We’ve spent a lot of time here in Delhi, but somehow it doesn’t feel like that much. It was broken up by a quick trip to Agra in the middle to see the Taj Mahal. Back in Delhi we’ve visited Lodi Gardens, the India Gate (which it turns out is actually a war memorial, which I was not expecting), driven past the PM’s house and the parliament fancy building places.

Obama will be visiting India for Republic Day, January 26. I first learned of this from some shop owners in Hassan, who immediately proclaimed “Barack Obama” after hearing that we were from the US. Made me feel like an egocentric stereotypical American, who knows nothing about other countries but who expects everyone else to know about her country of origin. Regardless, it’s a big deal and people are excited. It’s a big political statement that he’s making by visiting and people are well aware of this. We drove along the parade route, which is lined with thousands and thousands of bleacher seats. Delhi police gates are everywhere in preparation.

As a city, I feel like I’ve seen both the fancy side, with big boulevards and trimmed trees, and the other side. What some might call the “real” India. But I think you have to see both and everything in-between to begin to get a taste for this city, let alone this country.

Delhi is quite fond of roundabouts (with inexplicable stop lights in the middle), unlabeled one-way streets, and speed breakers. Temples and mosques are everywhere. Markets specializing in everything from car parts to gold and silver to wedding stuffs, to clothing and shoes. People everywhere. Cars and rickshaws and buses and bikes and trucks and motorcycles (my ideas about how many people can fit on a motorcycle have been blown away). Signs that call for people to “Obey lane discipline” make me laugh. I realize when I look around that my pictures and words will never be able to come close to capturing the essence of what I am experiencing.

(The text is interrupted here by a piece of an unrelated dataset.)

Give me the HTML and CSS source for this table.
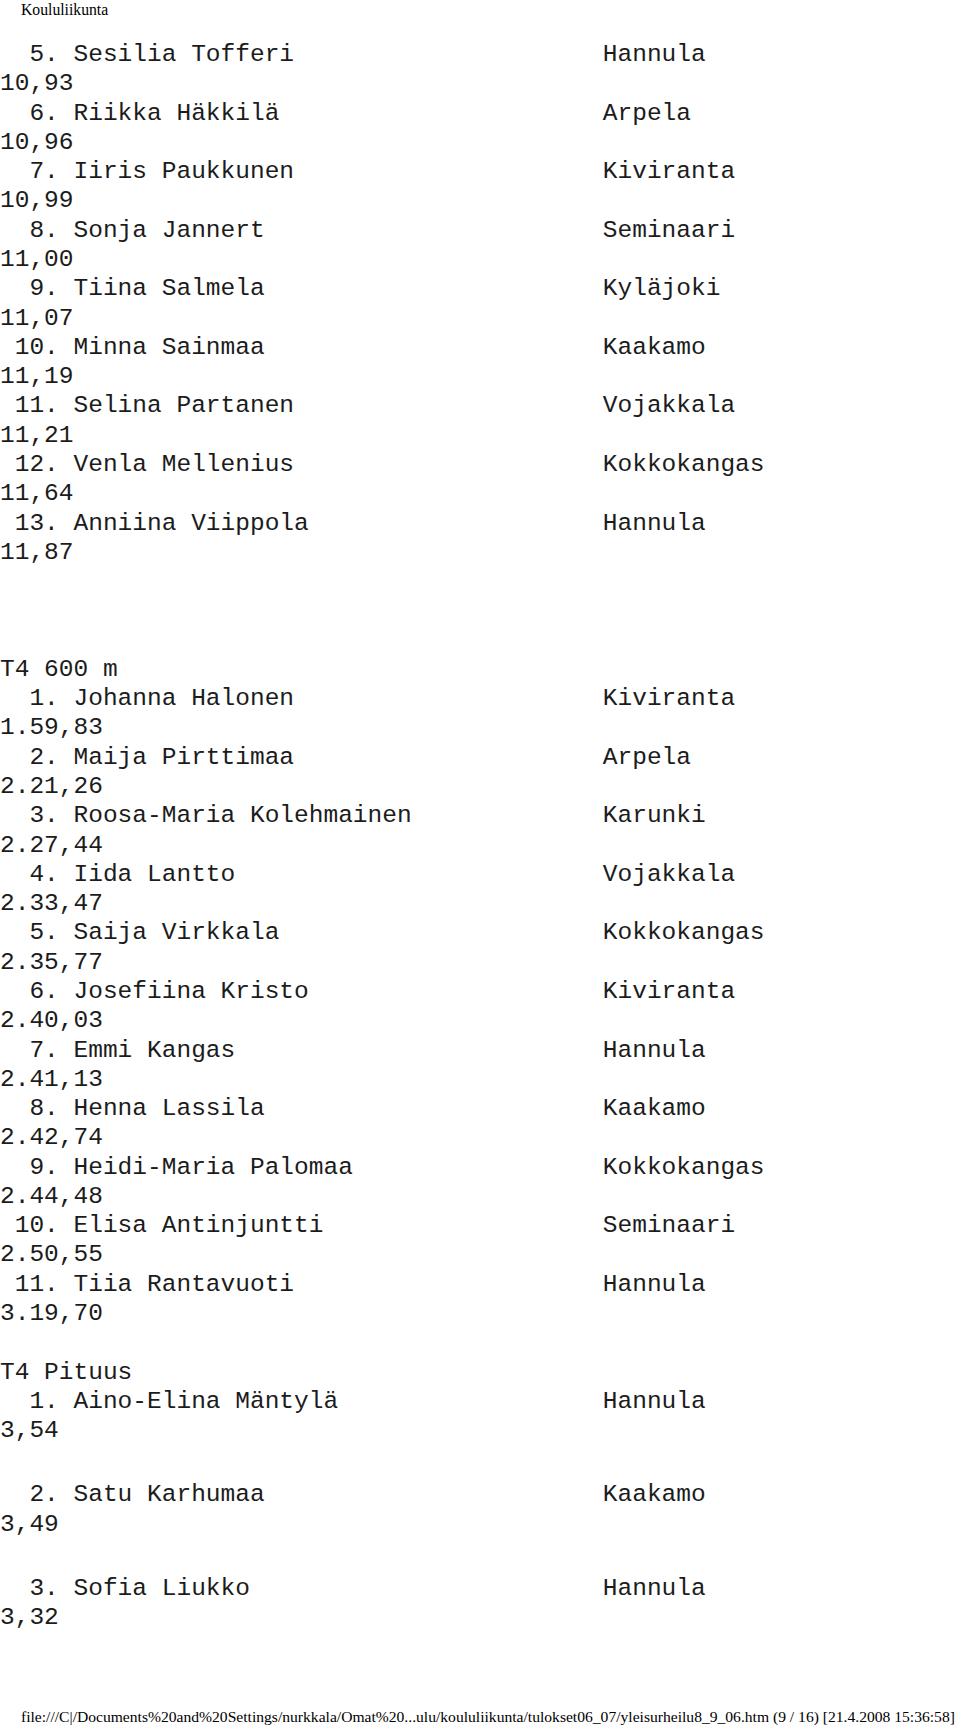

It takes all of my senses plus some to comprehend it.

Now I’m rambling. I think this is me trying to make sense of it all. From the tiny details like the color of our taxi driver’s hat (blue) to the wide overviews that climbing a mosque’s 40m minaret afforded me. It’s a lot. And I think that’s about all I can say for sure right now.

Tuesday, January 6, 2015

The Taj

The Taj Mahal.

I was actually freaking there.

It was quite surreal.

Moonlight viewing was wonderful, as it was quiet and peaceful and we just got to stand there and stare at it in awe. A half hour of staring is a good long chunk. So then today we got to go in the daylight (again, no mist, the weather gods were smiling on us) and get all the details, up close and personal.

Wonderful guide, lots of good information, some cheesy tourist pictures, and still time to sit and just be in its presence. Because it is truly stunning. 


Moonlight viewing. We were so lucky that the fog cleared enough for us to see it!




Being an embarrassing tourist.


on photography

I chose not to bring my camera with me to India. It was a decision I went back and forth on, but ultimately decided that I would be more comfortable without it. As a tall, white, blond, young woman, I stick out here. I felt that adding a fancy dslr to the mix would only make me more of a target. And as impossible as it is, I do like to pretend that I can sometimes blend in a bit, and I didn’t feel that that would be possible to do with my camera.

I’ve borrowed my parents’ cameras a few times. I love taking pictures, but it has also reaffirmed my decision to not bring my own. It is so easy for me to get sucked into framing the perfect shot, messing with the iso and exposure. Sometimes it’s so much better for me to just take in what’s in front of me. To accept that I will never possibly be able to capture everything that my many senses can. So I just turn in lots of circles, walk slowly, and enjoy it while I’m there. And let that be enough.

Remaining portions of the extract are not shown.